» Work to complete
Find the lines with the string "code" and return them.

» Records to use
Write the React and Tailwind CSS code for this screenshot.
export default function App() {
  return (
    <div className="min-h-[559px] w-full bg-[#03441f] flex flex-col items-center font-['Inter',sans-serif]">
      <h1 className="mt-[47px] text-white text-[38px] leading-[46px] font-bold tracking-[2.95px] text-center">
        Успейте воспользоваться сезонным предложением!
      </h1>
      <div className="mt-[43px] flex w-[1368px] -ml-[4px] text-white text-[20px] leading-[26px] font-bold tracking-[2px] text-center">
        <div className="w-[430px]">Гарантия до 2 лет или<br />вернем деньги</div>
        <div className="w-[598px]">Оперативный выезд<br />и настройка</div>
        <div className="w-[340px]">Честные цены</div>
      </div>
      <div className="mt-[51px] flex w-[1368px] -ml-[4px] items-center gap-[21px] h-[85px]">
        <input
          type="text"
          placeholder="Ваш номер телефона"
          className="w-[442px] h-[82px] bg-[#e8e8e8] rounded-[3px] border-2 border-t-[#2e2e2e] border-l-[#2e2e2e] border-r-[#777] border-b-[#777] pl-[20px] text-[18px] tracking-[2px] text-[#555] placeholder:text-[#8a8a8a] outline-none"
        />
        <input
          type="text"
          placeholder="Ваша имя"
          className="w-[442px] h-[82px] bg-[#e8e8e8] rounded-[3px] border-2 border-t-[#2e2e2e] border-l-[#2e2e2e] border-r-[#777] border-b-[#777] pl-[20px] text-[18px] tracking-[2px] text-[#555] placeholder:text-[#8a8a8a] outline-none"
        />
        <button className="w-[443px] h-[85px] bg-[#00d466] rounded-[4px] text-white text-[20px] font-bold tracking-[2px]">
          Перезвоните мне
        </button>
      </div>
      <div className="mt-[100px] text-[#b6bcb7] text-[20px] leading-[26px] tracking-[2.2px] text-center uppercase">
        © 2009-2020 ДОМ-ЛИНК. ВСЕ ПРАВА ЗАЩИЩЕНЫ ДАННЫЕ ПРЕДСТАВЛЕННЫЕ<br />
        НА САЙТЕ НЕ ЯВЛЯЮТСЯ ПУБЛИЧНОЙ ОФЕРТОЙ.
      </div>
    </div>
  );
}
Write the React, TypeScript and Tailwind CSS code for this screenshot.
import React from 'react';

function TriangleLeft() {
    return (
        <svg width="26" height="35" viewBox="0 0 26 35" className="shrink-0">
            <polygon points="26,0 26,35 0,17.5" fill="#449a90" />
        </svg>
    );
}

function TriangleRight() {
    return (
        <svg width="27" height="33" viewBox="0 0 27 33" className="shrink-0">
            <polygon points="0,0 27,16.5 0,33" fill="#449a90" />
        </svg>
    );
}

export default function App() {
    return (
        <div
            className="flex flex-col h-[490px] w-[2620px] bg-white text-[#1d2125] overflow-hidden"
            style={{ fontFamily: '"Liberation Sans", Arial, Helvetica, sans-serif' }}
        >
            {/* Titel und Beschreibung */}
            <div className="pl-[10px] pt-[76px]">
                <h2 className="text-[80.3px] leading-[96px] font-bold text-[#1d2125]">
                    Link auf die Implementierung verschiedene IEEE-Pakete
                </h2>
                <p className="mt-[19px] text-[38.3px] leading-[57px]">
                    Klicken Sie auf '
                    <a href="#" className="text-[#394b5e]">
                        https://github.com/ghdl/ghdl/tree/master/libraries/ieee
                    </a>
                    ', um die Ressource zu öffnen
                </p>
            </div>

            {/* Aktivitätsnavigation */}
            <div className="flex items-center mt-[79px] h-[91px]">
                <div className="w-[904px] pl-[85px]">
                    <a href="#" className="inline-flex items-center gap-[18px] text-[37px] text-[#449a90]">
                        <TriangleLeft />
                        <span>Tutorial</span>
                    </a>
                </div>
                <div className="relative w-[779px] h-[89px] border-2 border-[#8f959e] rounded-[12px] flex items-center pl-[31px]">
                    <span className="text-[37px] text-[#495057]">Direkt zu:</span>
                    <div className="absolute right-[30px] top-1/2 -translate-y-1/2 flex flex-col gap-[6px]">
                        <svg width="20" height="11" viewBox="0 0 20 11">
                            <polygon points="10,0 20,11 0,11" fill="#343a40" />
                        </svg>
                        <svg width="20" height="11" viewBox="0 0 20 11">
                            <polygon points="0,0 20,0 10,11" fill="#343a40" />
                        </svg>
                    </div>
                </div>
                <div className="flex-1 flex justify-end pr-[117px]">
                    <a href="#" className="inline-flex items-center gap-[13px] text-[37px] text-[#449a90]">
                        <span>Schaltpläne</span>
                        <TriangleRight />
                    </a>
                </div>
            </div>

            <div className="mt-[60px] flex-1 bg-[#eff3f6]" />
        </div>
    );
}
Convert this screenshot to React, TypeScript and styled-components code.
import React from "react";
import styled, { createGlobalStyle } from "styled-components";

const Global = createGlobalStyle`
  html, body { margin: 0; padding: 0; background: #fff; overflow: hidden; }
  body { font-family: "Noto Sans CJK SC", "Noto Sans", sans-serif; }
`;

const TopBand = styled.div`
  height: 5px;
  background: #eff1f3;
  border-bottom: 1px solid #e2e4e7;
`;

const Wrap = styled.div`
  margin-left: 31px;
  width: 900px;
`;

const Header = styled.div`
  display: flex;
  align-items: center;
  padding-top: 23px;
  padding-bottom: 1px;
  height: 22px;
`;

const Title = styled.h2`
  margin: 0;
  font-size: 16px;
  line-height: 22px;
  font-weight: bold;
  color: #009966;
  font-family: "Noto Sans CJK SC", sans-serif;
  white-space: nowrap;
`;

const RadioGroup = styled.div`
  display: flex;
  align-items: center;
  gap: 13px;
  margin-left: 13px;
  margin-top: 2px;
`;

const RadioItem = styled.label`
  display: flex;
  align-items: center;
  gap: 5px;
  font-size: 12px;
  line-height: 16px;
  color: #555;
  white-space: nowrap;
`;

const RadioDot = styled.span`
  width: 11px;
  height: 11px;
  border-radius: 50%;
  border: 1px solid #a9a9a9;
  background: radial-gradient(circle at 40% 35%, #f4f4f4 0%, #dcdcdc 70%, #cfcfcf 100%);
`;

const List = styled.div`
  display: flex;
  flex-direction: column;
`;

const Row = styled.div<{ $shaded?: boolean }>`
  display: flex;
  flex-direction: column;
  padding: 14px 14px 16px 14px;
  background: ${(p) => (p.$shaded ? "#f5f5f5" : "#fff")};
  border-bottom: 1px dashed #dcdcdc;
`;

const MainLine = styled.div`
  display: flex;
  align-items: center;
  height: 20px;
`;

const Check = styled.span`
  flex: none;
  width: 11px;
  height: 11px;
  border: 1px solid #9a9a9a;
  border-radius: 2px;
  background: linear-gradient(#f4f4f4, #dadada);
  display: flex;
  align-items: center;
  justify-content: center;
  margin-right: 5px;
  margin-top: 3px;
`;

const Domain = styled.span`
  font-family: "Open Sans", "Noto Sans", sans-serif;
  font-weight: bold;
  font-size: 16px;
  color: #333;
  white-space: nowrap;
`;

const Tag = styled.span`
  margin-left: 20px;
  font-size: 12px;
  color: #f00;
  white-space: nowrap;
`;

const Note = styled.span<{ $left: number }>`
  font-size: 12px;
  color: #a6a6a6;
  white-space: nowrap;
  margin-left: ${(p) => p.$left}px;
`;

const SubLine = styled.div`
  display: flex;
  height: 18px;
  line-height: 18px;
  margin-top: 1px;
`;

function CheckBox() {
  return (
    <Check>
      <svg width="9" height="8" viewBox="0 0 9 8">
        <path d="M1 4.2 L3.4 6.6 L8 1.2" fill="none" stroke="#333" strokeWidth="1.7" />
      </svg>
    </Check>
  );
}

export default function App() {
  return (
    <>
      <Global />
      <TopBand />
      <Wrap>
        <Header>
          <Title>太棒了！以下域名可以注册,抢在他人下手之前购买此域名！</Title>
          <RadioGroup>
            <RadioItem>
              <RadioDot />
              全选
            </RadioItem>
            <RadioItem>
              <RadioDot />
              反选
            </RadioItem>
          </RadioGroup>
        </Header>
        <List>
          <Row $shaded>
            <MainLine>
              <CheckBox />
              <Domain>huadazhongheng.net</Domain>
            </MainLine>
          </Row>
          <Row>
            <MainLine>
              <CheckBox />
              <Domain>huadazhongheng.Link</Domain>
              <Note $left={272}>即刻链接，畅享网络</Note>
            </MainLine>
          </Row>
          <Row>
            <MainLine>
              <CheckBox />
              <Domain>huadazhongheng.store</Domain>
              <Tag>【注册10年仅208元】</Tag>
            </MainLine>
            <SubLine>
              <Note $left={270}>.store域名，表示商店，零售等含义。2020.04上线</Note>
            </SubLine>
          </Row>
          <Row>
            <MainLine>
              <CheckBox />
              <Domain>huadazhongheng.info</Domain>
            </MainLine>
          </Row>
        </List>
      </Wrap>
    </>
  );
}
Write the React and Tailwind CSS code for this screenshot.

» Task answer
Write the React and Tailwind CSS code for this screenshot.
Write the React, TypeScript and Tailwind CSS code for this screenshot.
Convert this screenshot to React, TypeScript and styled-components code.
Write the React and Tailwind CSS code for this screenshot.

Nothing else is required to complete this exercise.